For the research, U.S. Bank surveyed 4,024 people of Black, Hispanic, Asian and Caucasian heritage. Additionally, senior bank leaders held in-depth focus groups with Black consumers. This research specifically focused on those with $25,000 and up in investible assets – those more likely to engage with a financial advisor or other investing mechanism to build wealth – to better understand how the financial industry can better meet the needs of Black Americans and what changes could deliver the most value.

“This work is intensely personal to me, and I have my own thoughts based on my life experiences, but it was important to us that we broaden the conversation by listening to consumers to learn about their perspectives, and then further test those learnings in our quantitative research,” said Scott Ford, president of the wealth management business that focuses on emerging affluent and affluent consumers. “The bank is continually holding a wide range of additional conversations with consumers across all wealth levels as part of our holistic approach to help address the racial wealth gap.” 

Additional highlights from the research:

Black respondents are far more likely than non-Black respondents to feel a sense of duty to lift their communities financially

Black respondents are deeply committed to advancing the Black community through the “each one, teach one” concept – the idea of passing knowledge or learnings on to someone else. 

66% of all Black respondents feel their community is at a disadvantage compared to Hispanics (37%), Asians (17%) and Caucasians (7%) who feel this way about their respective communities in terms of wealth accumulation.

Nearly 7 in 10 (69%) feel a sense of responsibility to their community (compared to 58% of Hispanic respondents, 35% of Asian respondents and 28% of Caucasian respondents).

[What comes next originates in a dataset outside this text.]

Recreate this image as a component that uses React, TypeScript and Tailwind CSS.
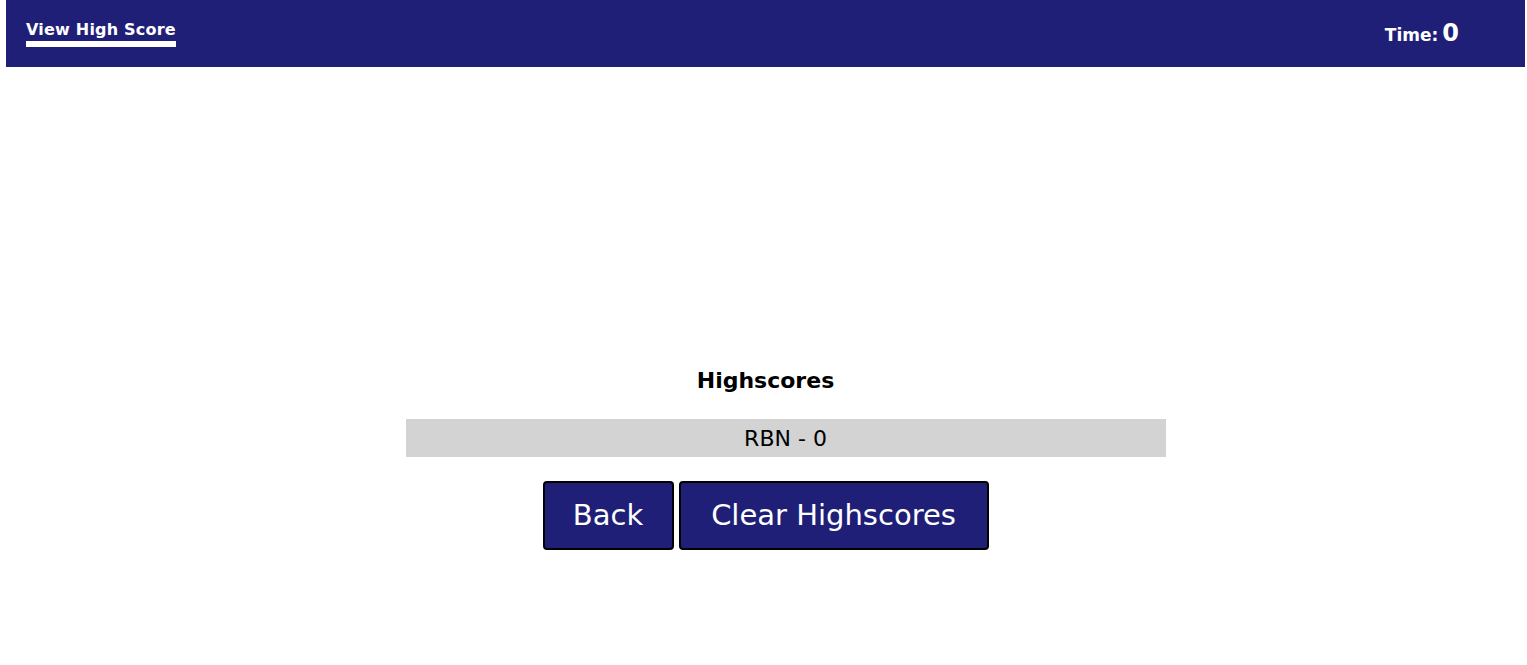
import React from 'react'

const scores = [{ initials: 'RBN', score: 0 }]

export default function App() {
  return (
    <div className="min-h-screen bg-white pl-[6px] pr-[2px] font-['DejaVu_Sans',sans-serif] text-black">
      <header className="flex h-[67px] items-start justify-between bg-[#201f78] text-white">
        <a href="#" className="ml-[20px] mt-[19px] border-b-[6px] border-white text-[16px] font-bold leading-[22px] tracking-[0.2px] text-white">
          View High Score
        </a>
        <div className="mr-[66px] mt-[15px] flex items-baseline gap-[4px] font-bold">
          <span className="text-[17px]">Time:</span>
          <span className="text-[24px]">0</span>
        </div>
      </header>

      <main className="flex flex-col items-center pt-[300px]">
        <h2 className="text-[22px] font-bold leading-[28px]">Highscores</h2>
        <ul className="mt-[24px] w-[760px] translate-x-[20px]">
          {scores.map((s) => (
            <li key={s.initials} className="flex h-[38px] items-center justify-center bg-[#d3d3d3] text-[22px]">
              {s.initials} - {s.score}
            </li>
          ))}
        </ul>
        <div className="mt-[24px] flex gap-[5px]">
          <button className="h-[69px] w-[131px] rounded-[4px] border-2 border-black bg-[#201f78] text-[29px] text-white">
            Back
          </button>
          <button className="h-[69px] w-[310px] rounded-[4px] border-2 border-black bg-[#201f78] text-[29px] text-white">
            Clear Highscores
          </button>
        </div>
      </main>
    </div>
  )
}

61% of Black respondents said educating their family or their community on financial matters is important to them, compared to 46% of non-Black respondents.

Black Americans want to see themselves reflected in the financial teams helping them

Nearly twice as many Black respondents as Hispanic respondents say they have been treated differently by the financial services industry due to their race (23% vs. 13% respectively) – and nearly four times as many compared to white respondents (6%).

When asked for changes they’d like to see in the financial services industry, Black consumers were twice as likely as their non-Black counterparts to want financial planners who look more like them – gender, age, race, sexual orientation (30% vs. 14% respectively).

Black Millennial and Gen X respondents find it more important than Boomers for their financial advisor to be the same race/ethnicity: 65% of Millennials and 61% of Gen Xers said they want their financial advisor to be similar to them. 

Black women are less likely to work with a financial advisor and feel the Black community is at more of a disadvantage for wealth accumulation than Black males

57% of Black women surveyed work with an advisor vs. 66% of Black men.

However, nearly 3 out of 4 (72%) Black female single head of household respondents work with a financial advisor.

Black women (24%) feel more anxiety than Black men (16%) when thinking about financial planning.

Black women (70%) are more likely than Black men (59%) to feel the Black community is at a disadvantage vs. the general population in terms of wealth accumulation.  

Black consumers are committed to building wealth for the next generation.

Twice as many Black respondents describe financial success as leaving a legacy compared to their white counterparts (20% vs. 10%). They are also more likely than white respondents to define success as being able to help the next generation (26% vs. 16%).

Black consumers surveyed said they value real estate as part of their wealth portfolio at a high rate; 47% of Black consumers surveyed said they view real estate as a tangible asset to pass along to family, more so than their white counterparts in the survey (39%).

16% of Black Americans surveyed said they had achieved a goal of setting aside money to start a business (compared to just 8% of Asian respondents and 12% of white respondents).

Additional resources:

·       Building Black Wealth 2021 Insights study

·       Q&A on the survey results with Gunjan Kedia, Vice Chair, Wealth Management and Investment Services, and Greg Cunningham, Chief Diversity Officer, U.S. Bank

*About the survey

U.S. Bank’s Building Black Wealth Insights research was conducted online between Jan. 6 and Jan. 26, 2021 by C+R Research on behalf of U.S. Bank of 4,024 Asian, Black, Caucasian and Hispanic consumers in the U.S. All of the respondents were sole, primary or joint financial decision-makers in their households. More than half of the respondents (2,062) had investable assets** greater than $100,000; 1,008 respondents had investable assets of $25,000 to $100,000 and 954 participants were 21-40 years old, had a college degree, were working full time and had household incomes ranging from $55k-$90k depending on age.